Do you know the difference?

Deals can be found in all stages of the foreclosure process. Where you begin really depends on your comfort level. The foreclosure process starts when the property owner is not able to make the payments on his/her loan. The lender files a public default notice which begins the pre-foreclosure period, often referred to as the “grace period.” During this time, the following opportunities exist for finding bargains on foreclosure homes.

Stage 1Pre-Foreclosure: A property owner has defaulted on their mortgage payments, but the formal foreclosure has yet to happen. Properties in default can be found at your local courthouse where defaults are registered. The property owner may be motivated to sell his property to a third party to pay off the loan and avoid a foreclosure on his credit report.

This type of sale can also occur through a short sale. A short sale is a sale where the lender approves of the borrower selling his home at an amount less than what is owed.

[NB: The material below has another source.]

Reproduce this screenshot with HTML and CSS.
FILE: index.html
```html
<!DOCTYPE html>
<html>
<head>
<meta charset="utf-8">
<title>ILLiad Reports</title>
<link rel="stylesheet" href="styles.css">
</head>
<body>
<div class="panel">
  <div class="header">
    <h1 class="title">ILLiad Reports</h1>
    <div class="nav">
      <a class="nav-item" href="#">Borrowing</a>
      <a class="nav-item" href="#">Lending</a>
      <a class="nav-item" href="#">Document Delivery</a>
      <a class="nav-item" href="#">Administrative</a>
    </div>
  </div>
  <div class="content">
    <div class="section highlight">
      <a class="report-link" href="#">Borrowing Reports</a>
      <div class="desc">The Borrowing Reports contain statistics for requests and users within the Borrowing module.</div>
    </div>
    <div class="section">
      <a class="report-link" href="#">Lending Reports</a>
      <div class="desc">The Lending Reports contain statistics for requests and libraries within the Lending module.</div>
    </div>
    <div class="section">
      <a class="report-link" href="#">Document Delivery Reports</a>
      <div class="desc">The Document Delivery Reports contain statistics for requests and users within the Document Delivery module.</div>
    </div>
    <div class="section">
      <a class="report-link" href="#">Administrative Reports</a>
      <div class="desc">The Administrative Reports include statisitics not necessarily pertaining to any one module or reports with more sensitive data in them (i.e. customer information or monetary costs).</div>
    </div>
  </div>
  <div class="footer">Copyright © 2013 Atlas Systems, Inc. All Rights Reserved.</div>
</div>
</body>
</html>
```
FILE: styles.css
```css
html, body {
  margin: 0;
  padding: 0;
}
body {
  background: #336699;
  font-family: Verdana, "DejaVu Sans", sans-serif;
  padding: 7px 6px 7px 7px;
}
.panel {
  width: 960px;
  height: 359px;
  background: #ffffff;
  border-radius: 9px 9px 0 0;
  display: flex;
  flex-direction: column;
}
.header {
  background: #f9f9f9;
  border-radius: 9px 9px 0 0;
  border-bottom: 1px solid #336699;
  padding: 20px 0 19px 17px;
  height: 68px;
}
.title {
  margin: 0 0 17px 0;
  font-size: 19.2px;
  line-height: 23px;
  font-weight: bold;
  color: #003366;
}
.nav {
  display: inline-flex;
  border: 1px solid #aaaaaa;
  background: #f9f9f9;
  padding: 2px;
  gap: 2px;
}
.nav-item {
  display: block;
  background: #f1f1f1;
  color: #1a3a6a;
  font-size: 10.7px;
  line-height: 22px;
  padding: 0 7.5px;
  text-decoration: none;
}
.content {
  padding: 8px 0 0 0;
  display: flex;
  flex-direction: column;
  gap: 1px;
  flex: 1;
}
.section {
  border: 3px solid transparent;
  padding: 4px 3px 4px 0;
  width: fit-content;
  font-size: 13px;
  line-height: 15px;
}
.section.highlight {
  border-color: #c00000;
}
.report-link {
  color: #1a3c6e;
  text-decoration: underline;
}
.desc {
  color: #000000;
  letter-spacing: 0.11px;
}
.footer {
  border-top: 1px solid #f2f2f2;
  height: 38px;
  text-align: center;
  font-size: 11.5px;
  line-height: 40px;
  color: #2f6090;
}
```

Once a lender ultimately agrees to a short sale (there is a qualifying process), the property is traditionally listed with a local real estate broker. The listing then becomes a three party sale – the buyer, the seller and the mortgage company.

To protect yourself when buying a pre-foreclosure property, be sure to obtain legal advice from a respected real estate lawyer, talk to your CPA about any tax liabilities, and be certain you are working with a knowledgeable foreclosure and short sale real estate agent. For more information on how to qualify for a short sale please contact our foreclosure, short sale expert!

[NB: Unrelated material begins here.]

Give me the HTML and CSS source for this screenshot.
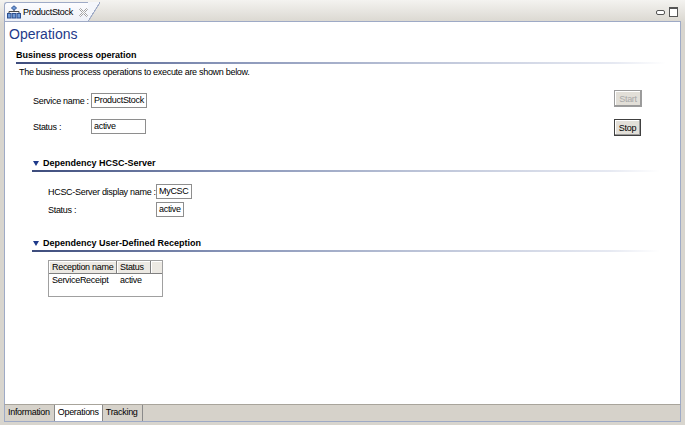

Stage 2Foreclosure: When the grace period ends and the “Notice of Default” had been filed, the home (asset) goes to public auction. Oftentimes, properties sold at auction can be the best bargains but homes bought this way are risky and sales are difficult to execute. For example, court appointed trustees only accept cash or cashier’s check, properties are sold “as is” and there is usually not ample time to conduct thorough home inspections. Back taxes and multiple liens may also apply.

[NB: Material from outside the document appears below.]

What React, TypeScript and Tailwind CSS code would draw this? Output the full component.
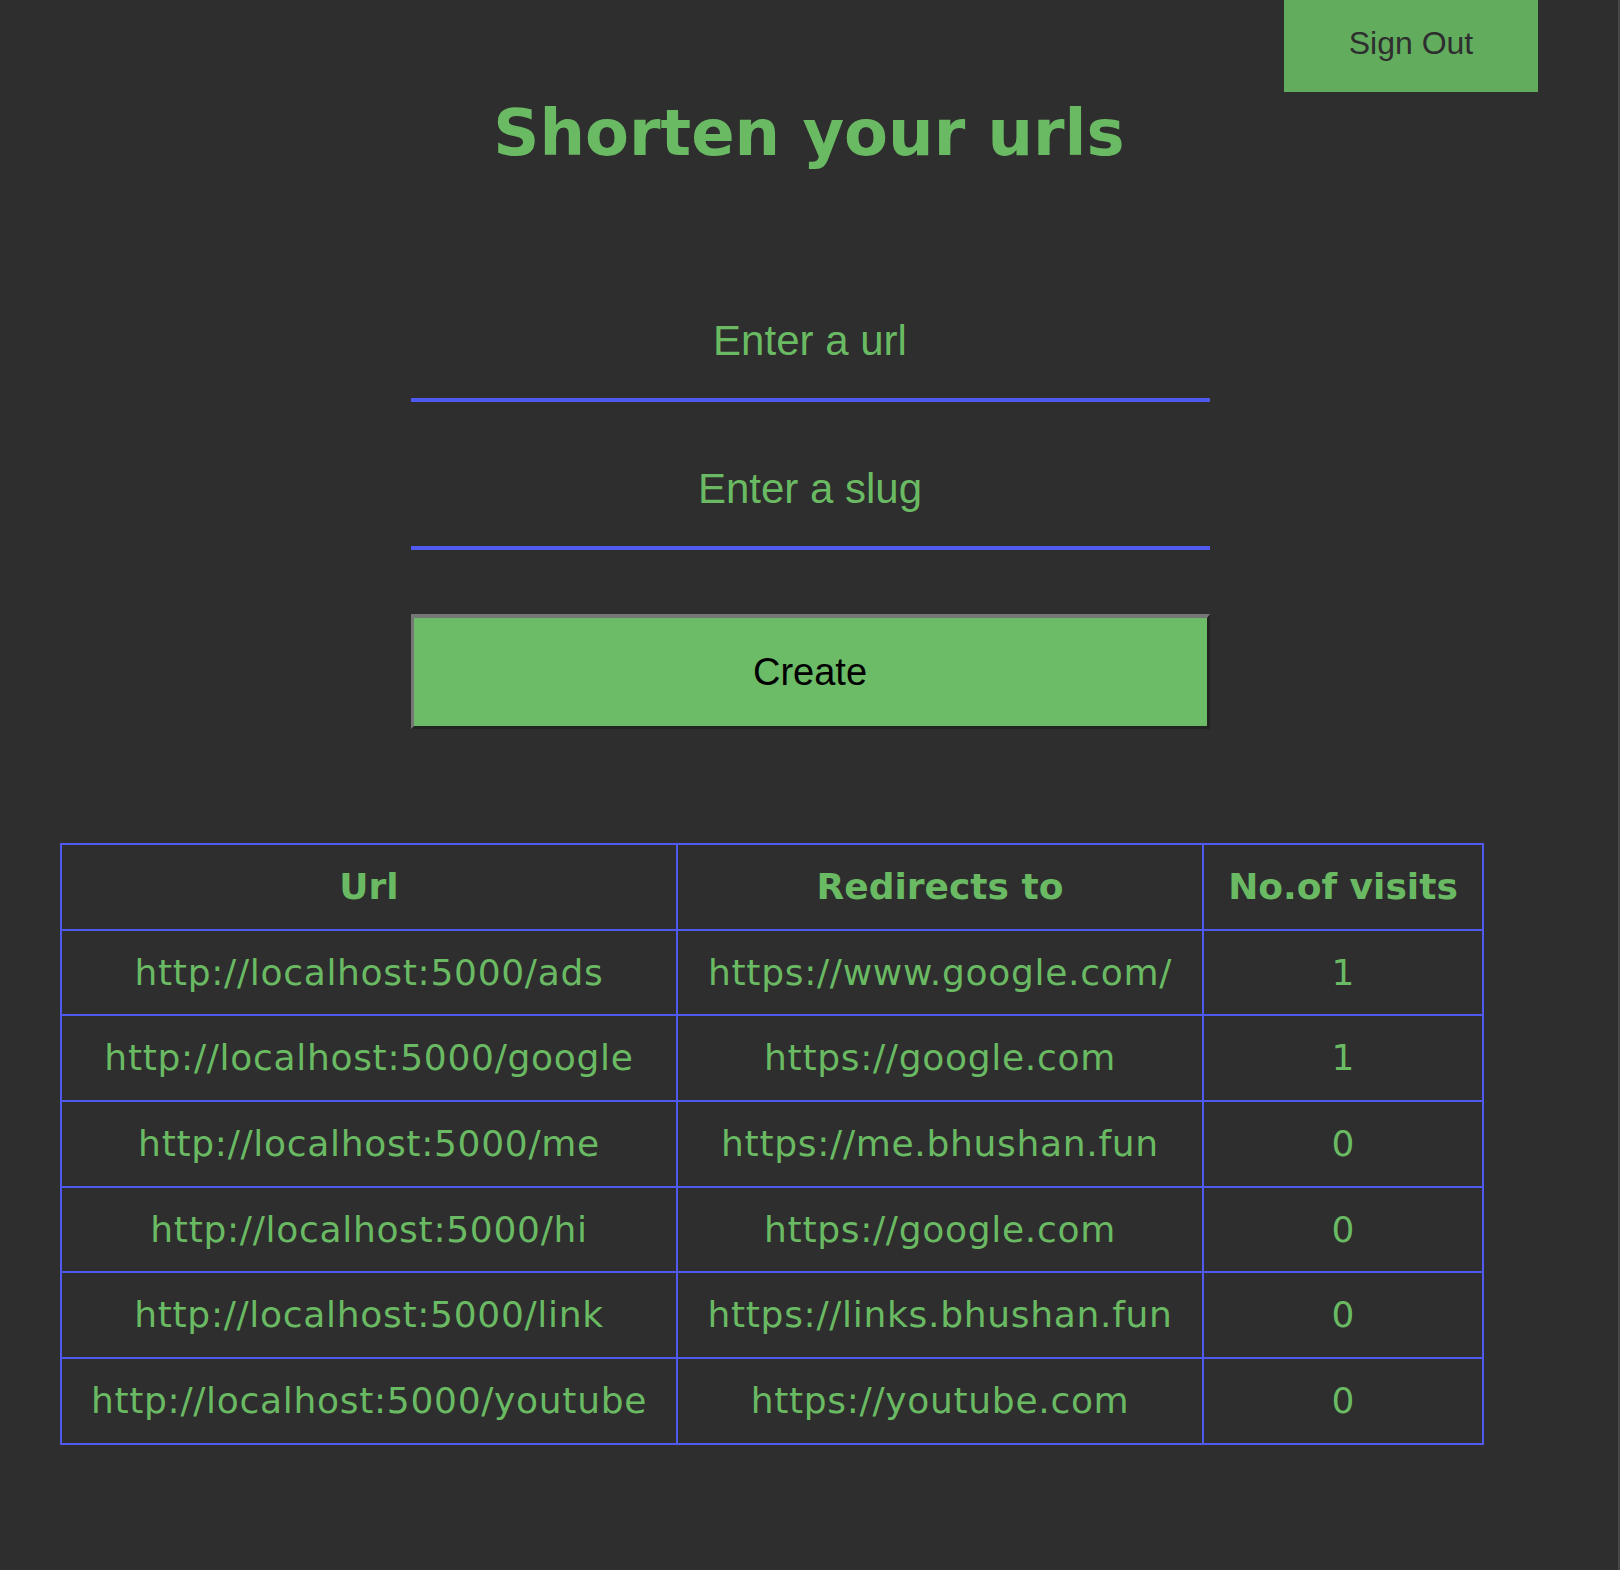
import React from "react";

const rows = [
  ["http://localhost:5000/ads", "https://www.google.com/", "1"],
  ["http://localhost:5000/google", "https://google.com", "1"],
  ["http://localhost:5000/me", "https://me.bhushan.fun", "0"],
  ["http://localhost:5000/hi", "https://google.com", "0"],
  ["http://localhost:5000/link", "https://links.bhushan.fun", "0"],
  ["http://localhost:5000/youtube", "https://youtube.com", "0"],
];

export default function App() {
  return (
    <div className="box-border min-h-[1570px] w-full bg-[#2e2e2e] border-r-2 border-[#474747]">
      <div className="flex justify-end pr-[80px]">
        <button
          className="h-[92px] w-[254px] bg-[#62ac5e] pt-[27px] text-[32px] leading-[32px] text-[#2e2e2e] flex justify-center items-start"
          style={{ fontFamily: '"Liberation Sans", Arial, sans-serif' }}
        >
          Sign Out
        </button>
      </div>
      <h1
        className="mt-[9px] text-center text-[64px] leading-[64px] font-bold text-[#6aba63]"
        style={{ fontFamily: '"DejaVu Sans", Verdana, sans-serif' }}
      >
        Shorten your urls
      </h1>
      <div
        className="mt-[119px] flex flex-col items-center"
        style={{ fontFamily: '"Liberation Sans", Arial, sans-serif' }}
      >
        <input
          placeholder="Enter a url"
          className="ml-[2px] box-border h-[118px] w-[799px] border-b-4 border-[#505af0] bg-transparent text-center text-[42px] text-[#6aba63] placeholder:text-[#6aba63] outline-none"
        />
        <input
          placeholder="Enter a slug"
          className="ml-[2px] mt-[30px] box-border h-[118px] w-[799px] border-b-4 border-[#505af0] bg-transparent text-center text-[42px] text-[#6aba63] placeholder:text-[#6aba63] outline-none"
        />
        <button className="ml-[2px] mt-[64px] box-border h-[115px] w-[799px] border-[3px] border-t-[4px] border-t-[#777777] border-l-[#777777] border-b-[#232323] border-r-[#232323] bg-[#6cbb66] text-[38px] text-black">
          Create
        </button>
      </div>
      <div className="mt-[114px] pl-[60px]">
        <table
          className="table-fixed border-collapse w-[1422px] text-[#6aba63] text-[36px]"
          style={{ fontFamily: '"DejaVu Sans", Verdana, sans-serif' }}
        >
          <colgroup>
            <col className="w-[616px]" />
            <col className="w-[526px]" />
            <col className="w-[280px]" />
          </colgroup>
          <thead>
            <tr className="h-[85.7px]">
              <th className="border-2 border-[#505af0] font-bold text-center p-0">Url</th>
              <th className="border-2 border-[#505af0] font-bold text-center p-0">Redirects to</th>
              <th className="border-2 border-[#505af0] font-bold text-center p-0">No.of visits</th>
            </tr>
          </thead>
          <tbody>
            {rows.map((r, i) => (
              <tr key={i} className="h-[85.7px]">
                <td className="border-2 border-[#505af0] text-center p-0 tracking-[0.7px]">{r[0]}</td>
                <td className="border-2 border-[#505af0] text-center p-0 tracking-[0.7px]">{r[1]}</td>
                <td className="border-2 border-[#505af0] text-center p-0">{r[2]}</td>
              </tr>
            ))}
          </tbody>
        </table>
      </div>
    </div>
  );
}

Stage 3Post-Foreclosure: If the foreclosure doesn’t sell at auction, it usually goes back to the lender and becomes an REO (real estate owned). Banks typically list the REO with an experienced real estate broker who markets and maintains the property for resale. The broker will field offers and help in the negotiations. The lenders are still financially responsible for all the maintenance and upkeep so banks are usually very willing sellers. They want a quick sale, normally within 90-120 days of listing the property.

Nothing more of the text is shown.